It looks like C++ but it's much simpler (it drops all C compatibility, the preprocessor, multiple inheritance, forward declarations and include files, non-virtual member functions and so on) and much more powerful (sane memory management, sane templates, first-class functions and closures, immutable structures, modules, threads, contracts, dynamically compiled code). It still misses some needed features (like runtime reflection, even if I hear it's not hard to add as it supports compile-time reflection), but most of it is there.
It's major obstacle to success is the fact that is similar to C++. So similar that is questionable if it's superior design is worth the trouble of migrating to a language that still does not guarantee support on each platform out of the box.

Objective-C. I don't have enough experience to write about this, but I had a few comments by programmers advocating it, so I'll have to include it here. It's already used in games as it's the language of choice for Apple devices, but I don't know if it could be suitable for AAA games.

Go. Go is a very recent language created by Griesemer, Pike and Thompson at Google. That's enough to be worth considering. Currently there are a few compilers, notably one in the GCC stack. It's much simpler than C++, it only supports interfaces but it does not need to declare inheritance, it's garbage collected, it does not permit pointer arithmetic and it supports threads and tasks (via "goroutines"). One of its goals was to make software development faster, and dependency management easier. That's exactly what we need. Go is still too young, but it surely needs to be followed.

Rust is an experimental language by Mozilla Labs. It's still in development and its syntax is not finalized yet but it looks incredibly promising. It currently has a compiler that uses LLVM as its backend. It's memory safe, immutable by default, concurrent (with coroutine and actor support), it has first class functions and a neat way of expressing and enforcing invariants at runtime and compile-time. It also supports "localized rule-breaking" meaning that safety rules can be broken "if explicit about where and how".
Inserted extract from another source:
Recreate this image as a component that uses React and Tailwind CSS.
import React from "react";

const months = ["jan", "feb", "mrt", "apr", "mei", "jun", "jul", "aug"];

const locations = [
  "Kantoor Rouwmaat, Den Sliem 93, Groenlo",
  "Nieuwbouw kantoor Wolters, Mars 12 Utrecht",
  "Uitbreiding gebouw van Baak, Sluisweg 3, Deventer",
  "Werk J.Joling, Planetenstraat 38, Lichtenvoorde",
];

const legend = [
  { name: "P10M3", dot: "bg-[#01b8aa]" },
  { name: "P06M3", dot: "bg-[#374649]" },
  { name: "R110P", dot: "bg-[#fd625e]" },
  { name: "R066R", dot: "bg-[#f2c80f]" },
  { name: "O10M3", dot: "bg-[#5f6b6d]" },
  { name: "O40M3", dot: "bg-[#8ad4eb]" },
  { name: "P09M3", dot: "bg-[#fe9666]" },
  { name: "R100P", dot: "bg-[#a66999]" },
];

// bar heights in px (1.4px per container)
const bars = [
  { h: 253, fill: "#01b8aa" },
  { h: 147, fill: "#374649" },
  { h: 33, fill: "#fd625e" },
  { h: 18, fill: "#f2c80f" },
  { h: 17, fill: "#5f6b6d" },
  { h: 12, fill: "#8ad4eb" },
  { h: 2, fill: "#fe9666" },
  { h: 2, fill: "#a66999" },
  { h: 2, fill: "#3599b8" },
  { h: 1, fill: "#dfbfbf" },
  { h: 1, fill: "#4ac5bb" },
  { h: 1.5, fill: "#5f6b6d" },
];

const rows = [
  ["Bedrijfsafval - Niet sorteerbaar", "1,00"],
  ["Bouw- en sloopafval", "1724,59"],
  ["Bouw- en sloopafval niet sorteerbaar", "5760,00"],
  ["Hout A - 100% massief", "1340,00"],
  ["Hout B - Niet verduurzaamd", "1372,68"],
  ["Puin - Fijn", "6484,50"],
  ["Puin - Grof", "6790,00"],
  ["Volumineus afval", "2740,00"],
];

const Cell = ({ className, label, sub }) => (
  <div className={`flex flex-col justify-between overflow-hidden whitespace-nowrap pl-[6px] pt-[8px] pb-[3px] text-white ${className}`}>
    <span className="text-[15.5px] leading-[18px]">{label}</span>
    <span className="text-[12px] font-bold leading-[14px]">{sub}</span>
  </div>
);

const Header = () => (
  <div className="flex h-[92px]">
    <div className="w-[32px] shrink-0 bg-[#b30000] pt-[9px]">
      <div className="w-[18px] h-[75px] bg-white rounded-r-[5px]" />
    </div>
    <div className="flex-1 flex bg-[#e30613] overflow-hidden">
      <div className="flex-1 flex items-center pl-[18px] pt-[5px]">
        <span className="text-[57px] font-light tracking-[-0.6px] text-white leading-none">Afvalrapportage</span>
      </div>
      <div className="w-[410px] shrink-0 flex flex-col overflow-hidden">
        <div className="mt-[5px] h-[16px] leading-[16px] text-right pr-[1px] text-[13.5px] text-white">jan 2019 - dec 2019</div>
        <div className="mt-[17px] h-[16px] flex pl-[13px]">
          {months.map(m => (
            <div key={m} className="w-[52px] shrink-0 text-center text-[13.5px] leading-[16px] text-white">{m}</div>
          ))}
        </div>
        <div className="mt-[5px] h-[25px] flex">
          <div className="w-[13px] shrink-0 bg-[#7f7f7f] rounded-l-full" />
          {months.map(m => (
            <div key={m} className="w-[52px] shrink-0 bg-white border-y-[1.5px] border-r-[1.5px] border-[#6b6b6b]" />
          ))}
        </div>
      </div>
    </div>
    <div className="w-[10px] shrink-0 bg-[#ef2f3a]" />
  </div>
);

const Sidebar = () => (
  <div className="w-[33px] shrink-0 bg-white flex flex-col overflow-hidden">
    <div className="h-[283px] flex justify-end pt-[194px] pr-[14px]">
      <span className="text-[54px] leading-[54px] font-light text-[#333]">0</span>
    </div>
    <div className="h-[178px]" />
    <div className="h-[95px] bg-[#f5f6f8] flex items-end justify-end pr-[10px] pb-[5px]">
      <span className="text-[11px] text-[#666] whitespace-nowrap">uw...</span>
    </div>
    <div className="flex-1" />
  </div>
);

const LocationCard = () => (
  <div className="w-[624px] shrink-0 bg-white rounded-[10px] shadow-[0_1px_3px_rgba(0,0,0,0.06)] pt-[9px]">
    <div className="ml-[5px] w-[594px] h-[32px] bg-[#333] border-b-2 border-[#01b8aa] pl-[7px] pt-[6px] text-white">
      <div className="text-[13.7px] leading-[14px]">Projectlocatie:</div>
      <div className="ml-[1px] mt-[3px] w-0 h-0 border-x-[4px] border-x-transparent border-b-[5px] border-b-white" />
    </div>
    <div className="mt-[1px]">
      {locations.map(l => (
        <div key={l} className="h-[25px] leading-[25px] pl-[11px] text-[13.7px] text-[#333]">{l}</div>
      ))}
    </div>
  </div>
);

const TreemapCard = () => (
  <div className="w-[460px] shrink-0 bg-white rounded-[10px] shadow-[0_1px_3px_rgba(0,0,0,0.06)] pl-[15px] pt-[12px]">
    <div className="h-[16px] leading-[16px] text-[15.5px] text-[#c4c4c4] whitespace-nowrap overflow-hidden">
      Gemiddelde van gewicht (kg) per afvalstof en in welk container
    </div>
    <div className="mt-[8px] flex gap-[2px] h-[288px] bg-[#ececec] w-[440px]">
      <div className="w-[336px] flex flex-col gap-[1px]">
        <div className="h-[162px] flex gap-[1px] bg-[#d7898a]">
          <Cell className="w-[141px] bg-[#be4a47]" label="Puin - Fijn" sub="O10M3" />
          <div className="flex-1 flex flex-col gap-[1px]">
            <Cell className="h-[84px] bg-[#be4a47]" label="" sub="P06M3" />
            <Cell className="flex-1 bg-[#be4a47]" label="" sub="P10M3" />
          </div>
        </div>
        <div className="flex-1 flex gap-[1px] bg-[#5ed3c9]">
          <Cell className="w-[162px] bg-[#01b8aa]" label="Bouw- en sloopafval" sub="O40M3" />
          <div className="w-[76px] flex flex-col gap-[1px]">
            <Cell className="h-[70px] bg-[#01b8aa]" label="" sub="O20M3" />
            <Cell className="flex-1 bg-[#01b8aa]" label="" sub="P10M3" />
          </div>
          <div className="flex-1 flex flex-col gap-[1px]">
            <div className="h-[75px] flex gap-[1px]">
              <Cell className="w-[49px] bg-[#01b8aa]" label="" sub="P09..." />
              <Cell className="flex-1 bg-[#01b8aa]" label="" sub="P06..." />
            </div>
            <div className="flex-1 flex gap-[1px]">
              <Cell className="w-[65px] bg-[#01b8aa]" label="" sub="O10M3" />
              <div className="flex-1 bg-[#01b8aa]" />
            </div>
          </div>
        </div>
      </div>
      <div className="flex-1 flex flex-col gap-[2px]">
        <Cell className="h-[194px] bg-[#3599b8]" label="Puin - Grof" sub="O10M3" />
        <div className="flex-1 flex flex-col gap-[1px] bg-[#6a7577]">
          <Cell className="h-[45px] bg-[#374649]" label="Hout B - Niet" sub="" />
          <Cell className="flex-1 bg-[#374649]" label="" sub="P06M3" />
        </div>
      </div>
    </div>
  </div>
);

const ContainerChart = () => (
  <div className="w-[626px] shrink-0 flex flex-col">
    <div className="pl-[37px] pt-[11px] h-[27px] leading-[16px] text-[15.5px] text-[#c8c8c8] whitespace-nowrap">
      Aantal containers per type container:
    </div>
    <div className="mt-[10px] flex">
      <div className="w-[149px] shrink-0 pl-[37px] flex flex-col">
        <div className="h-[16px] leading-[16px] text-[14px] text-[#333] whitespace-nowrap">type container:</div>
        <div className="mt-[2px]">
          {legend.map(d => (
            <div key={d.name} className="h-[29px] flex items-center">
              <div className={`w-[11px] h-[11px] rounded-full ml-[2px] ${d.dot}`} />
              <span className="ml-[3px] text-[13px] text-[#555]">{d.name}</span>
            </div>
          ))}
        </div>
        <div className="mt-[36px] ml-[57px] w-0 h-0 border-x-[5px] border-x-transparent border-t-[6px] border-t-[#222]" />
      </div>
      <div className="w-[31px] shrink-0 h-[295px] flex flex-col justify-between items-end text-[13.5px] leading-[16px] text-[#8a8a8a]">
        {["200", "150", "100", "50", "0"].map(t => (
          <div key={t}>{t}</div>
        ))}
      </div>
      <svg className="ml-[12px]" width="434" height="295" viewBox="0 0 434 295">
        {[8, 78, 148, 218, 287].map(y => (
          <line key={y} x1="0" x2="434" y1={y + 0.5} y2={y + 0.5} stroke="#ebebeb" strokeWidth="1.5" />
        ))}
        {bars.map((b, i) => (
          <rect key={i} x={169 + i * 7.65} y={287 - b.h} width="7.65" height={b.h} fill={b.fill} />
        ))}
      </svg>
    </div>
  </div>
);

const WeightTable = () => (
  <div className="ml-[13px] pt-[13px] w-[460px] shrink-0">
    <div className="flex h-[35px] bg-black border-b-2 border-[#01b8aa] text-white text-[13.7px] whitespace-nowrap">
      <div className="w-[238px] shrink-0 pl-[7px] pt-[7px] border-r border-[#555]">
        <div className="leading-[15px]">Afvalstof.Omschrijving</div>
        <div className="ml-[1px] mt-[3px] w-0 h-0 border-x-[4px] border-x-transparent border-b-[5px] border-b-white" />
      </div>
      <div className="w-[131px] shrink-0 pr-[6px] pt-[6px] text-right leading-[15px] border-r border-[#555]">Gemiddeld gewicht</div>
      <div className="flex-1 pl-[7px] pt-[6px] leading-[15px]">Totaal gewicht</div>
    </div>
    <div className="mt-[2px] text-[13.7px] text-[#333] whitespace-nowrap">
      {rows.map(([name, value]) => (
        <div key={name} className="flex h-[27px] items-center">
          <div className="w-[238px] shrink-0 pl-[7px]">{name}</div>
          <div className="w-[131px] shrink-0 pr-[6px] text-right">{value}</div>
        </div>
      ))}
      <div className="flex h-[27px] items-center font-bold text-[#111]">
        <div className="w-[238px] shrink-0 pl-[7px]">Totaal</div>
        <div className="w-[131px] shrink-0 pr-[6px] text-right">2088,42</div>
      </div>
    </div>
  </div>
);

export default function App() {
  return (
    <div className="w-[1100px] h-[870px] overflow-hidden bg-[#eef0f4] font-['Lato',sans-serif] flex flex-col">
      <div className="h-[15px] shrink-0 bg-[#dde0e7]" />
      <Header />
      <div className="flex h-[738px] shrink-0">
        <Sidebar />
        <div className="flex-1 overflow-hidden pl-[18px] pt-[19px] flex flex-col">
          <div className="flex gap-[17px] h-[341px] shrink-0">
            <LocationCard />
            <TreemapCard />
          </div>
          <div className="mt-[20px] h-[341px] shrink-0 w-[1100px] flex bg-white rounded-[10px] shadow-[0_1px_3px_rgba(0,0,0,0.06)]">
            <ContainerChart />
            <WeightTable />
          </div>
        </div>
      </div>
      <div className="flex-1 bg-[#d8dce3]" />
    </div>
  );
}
C. If we manage to port more and more code to a language in the previous category (higher level) then we might not need any neat feature in our systems programming language, just sheer speed and compatibility with the hardware.
C would be a great choice, and it often manages to implement features that are important for performance before C++. It's also way easier to parse and reason about than C++ so it's better for tools, it's easier for compilers to work with it (good luck finding a 100% compliant C++ one) and so on.
Many people in the industry are looking back at C or going for a more C-like programming style, I even heard talks of projects to extend C with novel object models (via code generation) to avoid C++.

OpenCL. Yes, it's a language for GPUs. That's to say very powerful processors made of many low-power, in-order, shared-cache parallel processing units. In other words, the future. We need a language for data-parallel computations, and OpenCL seems to be a reasonable choice. I would personally prefer something even more restrictive and stream-oriented, with well-defined inputs and outputs (easy to check for correctness!) and means of connection and buffering between the kernels, but OpenCL is the standard and it's supported by every GPU vendor. Moreover, we already have several CPU implementations, like FOXC that spits out C code from OpenCL, Intel OpenCL SDK for x86 CPUs, IBM OpenCL for Cell. There are also similar initiatives targeting NVidia's proprietary Cuda language, like GPUOcelot. Of course LLVM plays a major role again, even AMD's GPU compiler seems to be based on it, and there are both backends and frontends in the works for it.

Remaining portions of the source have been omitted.